A second scenario involves an MSP serving multi-entity distribution businesses. The MSP already manages cloud infrastructure and security but has limited differentiation in ERP-adjacent services. Through a wholesale OEM partnership, it introduces branded managed AI services for order-to-cash workflow automation, inventory alerting, and operational intelligence dashboards. Because the platform is cloud-native and infrastructure-based in pricing, the MSP can scale usage across departments without complex per-user commercial friction, improving profitability as adoption expands.
A third scenario applies to an ERP consultancy with strong finance transformation capabilities. Rather than selling isolated automation projects, it packages month-end close acceleration as a managed service combining workflow automation, exception routing, document intelligence, and executive reporting. The consultancy retains ownership of the customer relationship, controls pricing, and uses quarterly governance reviews to identify adjacent automation opportunities. The result is a more predictable revenue base and a broader strategic role inside the client account.
Governance and compliance cannot be an afterthought
Embedded ERP monetization succeeds only when governance is designed into the operating model. Enterprise buyers will not expand AI workflow automation across finance, procurement, HR, and customer operations without confidence in access controls, auditability, data handling, workflow approvals, and change management. Partners therefore need a governance framework that covers role-based permissions, workflow versioning, exception logging, model oversight where AI is used, and policy alignment with customer compliance requirements.
From a commercial standpoint, governance is not merely a risk control. It is a billable service layer. Partners can package automation governance reviews, compliance reporting, workflow policy management, and operational resilience assessments as recurring managed services. This is particularly valuable in regulated sectors and multi-entity organizations where process consistency and audit readiness are board-level concerns.
| Governance Domain | Partner Recommendation | Business Benefit |
|---|---|---|
| Access and identity | Implement role-based controls and approval hierarchies | Reduces unauthorized workflow actions |
| Workflow change management | Use version control, testing, and release governance | Improves reliability and auditability |
| Data handling | Define retention, masking, and integration policies | Supports compliance and trust |
| Operational monitoring | Track exceptions, failures, and SLA adherence | Enables managed service accountability |
| AI oversight | Document model usage, review outputs, and escalation paths | Reduces risk in AI-assisted decisions |
Profitability depends on standardization, not customization alone
Many partners understand the demand for automation but struggle to make it profitable because every engagement is treated as a bespoke engineering exercise. A better model is to standardize repeatable workflow patterns around ERP-centric use cases, then configure rather than rebuild. Examples include invoice approval chains, order exception handling, vendor onboarding, credit hold resolution, service dispatch coordination, and executive KPI reporting. Standardization reduces delivery time, lowers support complexity, and improves gross margin.

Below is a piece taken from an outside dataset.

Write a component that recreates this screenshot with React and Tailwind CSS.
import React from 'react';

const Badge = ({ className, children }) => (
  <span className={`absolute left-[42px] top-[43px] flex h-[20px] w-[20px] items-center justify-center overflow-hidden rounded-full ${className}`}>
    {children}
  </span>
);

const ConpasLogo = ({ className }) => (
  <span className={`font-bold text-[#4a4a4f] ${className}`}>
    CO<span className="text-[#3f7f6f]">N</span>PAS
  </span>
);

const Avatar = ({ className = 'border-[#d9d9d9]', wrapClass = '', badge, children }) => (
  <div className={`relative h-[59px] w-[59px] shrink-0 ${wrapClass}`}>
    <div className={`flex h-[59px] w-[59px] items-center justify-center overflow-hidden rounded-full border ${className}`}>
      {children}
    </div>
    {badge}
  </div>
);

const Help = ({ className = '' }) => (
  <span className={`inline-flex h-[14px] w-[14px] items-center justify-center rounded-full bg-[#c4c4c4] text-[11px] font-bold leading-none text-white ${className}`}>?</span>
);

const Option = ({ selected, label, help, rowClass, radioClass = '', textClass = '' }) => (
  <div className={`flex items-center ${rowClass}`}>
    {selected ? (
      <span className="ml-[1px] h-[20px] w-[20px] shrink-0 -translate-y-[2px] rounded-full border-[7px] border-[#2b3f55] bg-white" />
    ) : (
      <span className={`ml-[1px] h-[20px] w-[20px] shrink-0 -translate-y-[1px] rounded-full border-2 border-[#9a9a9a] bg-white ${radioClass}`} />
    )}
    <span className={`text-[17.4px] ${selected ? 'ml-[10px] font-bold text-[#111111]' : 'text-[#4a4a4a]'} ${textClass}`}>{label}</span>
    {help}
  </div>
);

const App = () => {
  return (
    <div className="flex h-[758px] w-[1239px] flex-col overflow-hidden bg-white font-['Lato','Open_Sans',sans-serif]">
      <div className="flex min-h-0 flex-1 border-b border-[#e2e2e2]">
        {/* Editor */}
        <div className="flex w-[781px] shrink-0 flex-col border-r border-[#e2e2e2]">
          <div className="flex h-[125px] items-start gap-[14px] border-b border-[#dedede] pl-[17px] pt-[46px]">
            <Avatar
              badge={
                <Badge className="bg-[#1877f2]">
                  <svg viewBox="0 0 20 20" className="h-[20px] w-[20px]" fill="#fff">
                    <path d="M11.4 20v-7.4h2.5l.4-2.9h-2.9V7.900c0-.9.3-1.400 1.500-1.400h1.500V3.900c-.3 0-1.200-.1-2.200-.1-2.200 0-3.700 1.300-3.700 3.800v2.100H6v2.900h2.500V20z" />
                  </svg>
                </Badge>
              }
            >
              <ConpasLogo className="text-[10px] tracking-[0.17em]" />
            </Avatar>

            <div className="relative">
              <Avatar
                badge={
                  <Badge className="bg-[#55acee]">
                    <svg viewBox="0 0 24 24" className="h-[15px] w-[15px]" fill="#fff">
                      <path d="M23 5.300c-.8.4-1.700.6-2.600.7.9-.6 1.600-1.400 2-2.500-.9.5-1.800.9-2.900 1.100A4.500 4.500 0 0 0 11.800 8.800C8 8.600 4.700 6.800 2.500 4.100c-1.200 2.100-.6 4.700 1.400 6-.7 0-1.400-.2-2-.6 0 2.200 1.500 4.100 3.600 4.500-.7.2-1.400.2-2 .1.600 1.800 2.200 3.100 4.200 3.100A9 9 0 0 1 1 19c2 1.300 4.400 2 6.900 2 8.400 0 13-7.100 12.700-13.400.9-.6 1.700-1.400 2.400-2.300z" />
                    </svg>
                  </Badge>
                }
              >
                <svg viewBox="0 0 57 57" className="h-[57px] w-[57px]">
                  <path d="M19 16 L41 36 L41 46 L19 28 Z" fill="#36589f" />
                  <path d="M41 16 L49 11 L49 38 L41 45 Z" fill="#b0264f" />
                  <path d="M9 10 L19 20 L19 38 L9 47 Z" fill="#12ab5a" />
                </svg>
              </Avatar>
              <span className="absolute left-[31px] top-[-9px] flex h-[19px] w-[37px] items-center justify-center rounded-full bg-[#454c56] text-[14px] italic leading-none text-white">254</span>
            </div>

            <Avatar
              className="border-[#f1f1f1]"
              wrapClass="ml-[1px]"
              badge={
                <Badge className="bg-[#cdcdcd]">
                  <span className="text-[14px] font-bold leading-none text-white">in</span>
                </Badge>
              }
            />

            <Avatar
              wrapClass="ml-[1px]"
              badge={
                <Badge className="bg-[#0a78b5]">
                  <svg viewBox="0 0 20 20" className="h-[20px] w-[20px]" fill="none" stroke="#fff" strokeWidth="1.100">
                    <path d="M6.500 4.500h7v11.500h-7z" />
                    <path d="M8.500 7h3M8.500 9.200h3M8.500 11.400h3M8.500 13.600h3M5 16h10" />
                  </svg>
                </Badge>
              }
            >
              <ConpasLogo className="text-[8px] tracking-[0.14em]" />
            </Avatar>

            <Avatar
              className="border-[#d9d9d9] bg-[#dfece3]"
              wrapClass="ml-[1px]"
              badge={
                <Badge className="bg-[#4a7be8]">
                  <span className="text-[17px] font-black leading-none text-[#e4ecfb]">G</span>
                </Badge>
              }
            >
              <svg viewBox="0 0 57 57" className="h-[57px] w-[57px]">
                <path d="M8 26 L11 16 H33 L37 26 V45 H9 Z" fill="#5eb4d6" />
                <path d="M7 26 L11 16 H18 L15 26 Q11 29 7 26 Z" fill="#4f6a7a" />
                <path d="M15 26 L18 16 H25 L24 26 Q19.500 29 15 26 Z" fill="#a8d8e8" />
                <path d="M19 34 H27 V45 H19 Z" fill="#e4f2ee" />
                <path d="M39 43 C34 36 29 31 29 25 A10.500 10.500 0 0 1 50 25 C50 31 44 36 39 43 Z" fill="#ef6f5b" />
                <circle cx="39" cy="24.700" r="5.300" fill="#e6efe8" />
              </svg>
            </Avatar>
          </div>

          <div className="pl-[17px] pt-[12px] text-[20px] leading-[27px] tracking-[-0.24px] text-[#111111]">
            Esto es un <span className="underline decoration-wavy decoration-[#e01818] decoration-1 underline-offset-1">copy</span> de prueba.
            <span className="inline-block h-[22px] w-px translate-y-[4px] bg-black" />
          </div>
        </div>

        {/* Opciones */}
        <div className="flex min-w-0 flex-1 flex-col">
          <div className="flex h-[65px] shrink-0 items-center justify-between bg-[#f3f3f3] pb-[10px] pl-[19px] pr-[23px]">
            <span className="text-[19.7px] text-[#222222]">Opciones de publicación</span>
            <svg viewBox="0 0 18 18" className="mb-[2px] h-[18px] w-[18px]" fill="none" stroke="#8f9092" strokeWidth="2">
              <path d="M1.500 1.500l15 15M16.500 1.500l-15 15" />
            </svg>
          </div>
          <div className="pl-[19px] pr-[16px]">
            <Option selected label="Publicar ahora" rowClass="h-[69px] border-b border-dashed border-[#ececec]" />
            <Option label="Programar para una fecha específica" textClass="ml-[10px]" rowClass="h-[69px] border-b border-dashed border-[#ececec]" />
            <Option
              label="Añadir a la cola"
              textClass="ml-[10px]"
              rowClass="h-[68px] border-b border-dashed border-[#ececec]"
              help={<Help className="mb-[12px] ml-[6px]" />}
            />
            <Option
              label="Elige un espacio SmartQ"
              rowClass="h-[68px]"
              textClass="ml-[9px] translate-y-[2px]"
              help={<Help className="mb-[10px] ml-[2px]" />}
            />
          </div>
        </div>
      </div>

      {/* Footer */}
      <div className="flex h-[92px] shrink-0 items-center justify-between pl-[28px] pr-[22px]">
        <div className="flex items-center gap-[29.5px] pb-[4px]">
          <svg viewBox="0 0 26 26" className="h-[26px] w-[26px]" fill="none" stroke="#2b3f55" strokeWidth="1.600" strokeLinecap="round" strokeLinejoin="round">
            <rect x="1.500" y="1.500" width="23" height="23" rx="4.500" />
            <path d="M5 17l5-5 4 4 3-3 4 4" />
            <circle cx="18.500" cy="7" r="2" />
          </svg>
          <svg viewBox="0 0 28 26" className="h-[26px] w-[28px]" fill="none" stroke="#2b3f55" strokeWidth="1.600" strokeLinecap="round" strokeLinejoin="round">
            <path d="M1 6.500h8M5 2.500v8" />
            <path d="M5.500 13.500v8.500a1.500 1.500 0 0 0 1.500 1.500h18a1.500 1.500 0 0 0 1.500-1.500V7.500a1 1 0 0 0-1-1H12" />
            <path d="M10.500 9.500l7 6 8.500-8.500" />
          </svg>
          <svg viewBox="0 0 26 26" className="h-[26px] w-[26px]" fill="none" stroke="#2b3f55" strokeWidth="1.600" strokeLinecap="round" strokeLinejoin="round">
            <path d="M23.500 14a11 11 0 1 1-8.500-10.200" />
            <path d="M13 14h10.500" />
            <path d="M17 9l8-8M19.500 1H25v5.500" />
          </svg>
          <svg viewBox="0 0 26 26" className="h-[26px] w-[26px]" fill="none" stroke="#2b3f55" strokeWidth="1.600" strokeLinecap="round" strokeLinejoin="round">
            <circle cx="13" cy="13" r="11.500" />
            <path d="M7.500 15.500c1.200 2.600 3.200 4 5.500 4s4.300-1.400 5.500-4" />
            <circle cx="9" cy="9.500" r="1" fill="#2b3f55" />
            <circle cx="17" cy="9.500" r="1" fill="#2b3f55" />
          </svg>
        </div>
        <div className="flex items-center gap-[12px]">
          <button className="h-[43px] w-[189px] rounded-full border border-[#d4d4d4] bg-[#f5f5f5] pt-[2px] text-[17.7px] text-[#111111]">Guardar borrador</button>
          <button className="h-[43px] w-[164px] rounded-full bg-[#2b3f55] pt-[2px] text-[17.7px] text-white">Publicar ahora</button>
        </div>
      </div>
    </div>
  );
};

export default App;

This is where a managed AI services model becomes strategically important. Instead of monetizing only the initial build, partners can price for onboarding, orchestration design, monitoring, optimization, governance, and expansion. The more standardized the platform foundation, the more profitable the recurring layer becomes. For system integrators and ERP partners, this creates a path to long-term business sustainability that is less exposed to implementation seasonality.

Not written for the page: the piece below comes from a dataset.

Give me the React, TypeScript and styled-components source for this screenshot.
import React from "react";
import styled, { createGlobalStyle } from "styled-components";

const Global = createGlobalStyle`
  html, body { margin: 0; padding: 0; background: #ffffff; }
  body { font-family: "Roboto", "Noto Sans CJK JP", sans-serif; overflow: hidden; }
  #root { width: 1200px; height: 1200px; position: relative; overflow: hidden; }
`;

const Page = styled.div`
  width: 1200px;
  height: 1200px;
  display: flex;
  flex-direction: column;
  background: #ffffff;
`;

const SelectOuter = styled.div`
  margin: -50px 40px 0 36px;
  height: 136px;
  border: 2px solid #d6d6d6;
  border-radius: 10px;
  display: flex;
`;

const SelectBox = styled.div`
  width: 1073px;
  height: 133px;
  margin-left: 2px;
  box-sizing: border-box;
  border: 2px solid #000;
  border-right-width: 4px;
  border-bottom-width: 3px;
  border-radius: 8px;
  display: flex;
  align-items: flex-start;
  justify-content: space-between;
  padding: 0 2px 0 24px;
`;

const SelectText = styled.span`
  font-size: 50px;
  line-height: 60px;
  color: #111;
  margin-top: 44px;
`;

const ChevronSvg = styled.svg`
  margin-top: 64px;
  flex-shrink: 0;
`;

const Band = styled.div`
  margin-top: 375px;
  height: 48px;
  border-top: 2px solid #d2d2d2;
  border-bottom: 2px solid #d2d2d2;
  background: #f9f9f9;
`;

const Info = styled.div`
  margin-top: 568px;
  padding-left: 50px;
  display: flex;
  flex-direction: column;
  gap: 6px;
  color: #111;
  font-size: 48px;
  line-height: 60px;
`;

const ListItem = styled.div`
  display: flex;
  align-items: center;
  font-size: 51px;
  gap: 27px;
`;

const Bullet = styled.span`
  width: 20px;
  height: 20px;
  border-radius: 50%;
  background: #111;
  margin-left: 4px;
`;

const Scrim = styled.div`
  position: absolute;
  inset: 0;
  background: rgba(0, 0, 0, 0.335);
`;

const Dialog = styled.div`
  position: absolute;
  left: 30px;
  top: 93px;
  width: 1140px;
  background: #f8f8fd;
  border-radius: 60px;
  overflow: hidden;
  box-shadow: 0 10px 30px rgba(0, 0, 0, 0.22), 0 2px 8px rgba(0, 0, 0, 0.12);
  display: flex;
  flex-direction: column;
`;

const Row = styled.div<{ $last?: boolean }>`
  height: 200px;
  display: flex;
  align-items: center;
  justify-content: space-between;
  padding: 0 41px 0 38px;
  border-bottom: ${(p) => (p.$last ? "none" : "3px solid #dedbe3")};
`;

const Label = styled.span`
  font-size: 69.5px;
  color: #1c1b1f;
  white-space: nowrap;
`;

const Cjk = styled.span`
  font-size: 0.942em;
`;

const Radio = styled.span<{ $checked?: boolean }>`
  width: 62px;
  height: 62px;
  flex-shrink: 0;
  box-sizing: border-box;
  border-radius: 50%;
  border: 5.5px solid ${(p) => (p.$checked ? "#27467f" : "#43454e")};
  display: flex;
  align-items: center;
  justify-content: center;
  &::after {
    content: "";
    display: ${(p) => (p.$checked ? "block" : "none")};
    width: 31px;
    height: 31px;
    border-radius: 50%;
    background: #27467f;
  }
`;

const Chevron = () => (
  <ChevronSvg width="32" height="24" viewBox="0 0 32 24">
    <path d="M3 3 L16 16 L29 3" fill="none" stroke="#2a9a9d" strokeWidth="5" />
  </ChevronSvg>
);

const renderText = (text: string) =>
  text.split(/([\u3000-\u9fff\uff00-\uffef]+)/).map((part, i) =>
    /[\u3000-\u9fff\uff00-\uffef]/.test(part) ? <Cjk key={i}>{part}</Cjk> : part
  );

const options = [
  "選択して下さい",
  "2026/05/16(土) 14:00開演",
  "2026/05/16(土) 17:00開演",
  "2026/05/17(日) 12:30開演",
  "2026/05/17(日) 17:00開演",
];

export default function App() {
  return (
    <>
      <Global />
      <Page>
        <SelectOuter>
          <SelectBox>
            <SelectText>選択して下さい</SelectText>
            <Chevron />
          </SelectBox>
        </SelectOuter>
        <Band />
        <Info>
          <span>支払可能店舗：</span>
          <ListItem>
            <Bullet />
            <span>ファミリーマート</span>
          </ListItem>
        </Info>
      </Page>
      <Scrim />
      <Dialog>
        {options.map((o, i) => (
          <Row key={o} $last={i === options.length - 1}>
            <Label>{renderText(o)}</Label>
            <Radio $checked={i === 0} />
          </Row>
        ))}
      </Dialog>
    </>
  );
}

Executive recommendations for partner leaders
- Build a three-tier offer structure that separates implementation, managed automation operations, and operational intelligence advisory services.
- Prioritize white-label platform ownership so your firm controls branding, pricing strategy, and customer lifecycle expansion.
- Start with ERP-adjacent workflows that have visible ROI, such as accounts payable, order management, procurement approvals, and close processes.
- Create governance-by-design templates to accelerate enterprise sales and reduce compliance objections.
- Align sales compensation to recurring automation revenue, not only project bookings.
- Use quarterly business reviews to surface new workflow automation and AI modernization opportunities inside existing accounts.
ROI and long-term sustainability considerations
The ROI case for embedded ERP monetization should be framed on both customer value and partner economics. For customers, benefits typically include reduced manual effort, faster cycle times, fewer process exceptions, improved compliance, and better operational visibility. For partners, the return comes from recurring revenue growth, higher account retention, lower delivery variance through standardization, and expanded wallet share across the ERP customer base.
Leaders should also evaluate implementation tradeoffs realistically. A broad automation rollout may create change management strain if process ownership is unclear. Highly customized legacy environments may require phased integration planning. Some customers will need governance maturity before AI-assisted workflows can scale. However, these are manageable constraints when the platform architecture is cloud-native, the service model is managed, and the partner uses a phased roadmap tied to measurable business outcomes.
Over the long term, the firms that win in embedded ERP monetization will be those that move beyond project delivery and become operators of customer process performance. A partner-first AI automation platform supports that transition by combining workflow automation, operational intelligence, managed infrastructure, and white-label commercial control. For system integrators, MSPs, ERP partners, and automation consultants, that is not simply a technology decision. It is a business model decision with direct implications for profitability, resilience, and growth.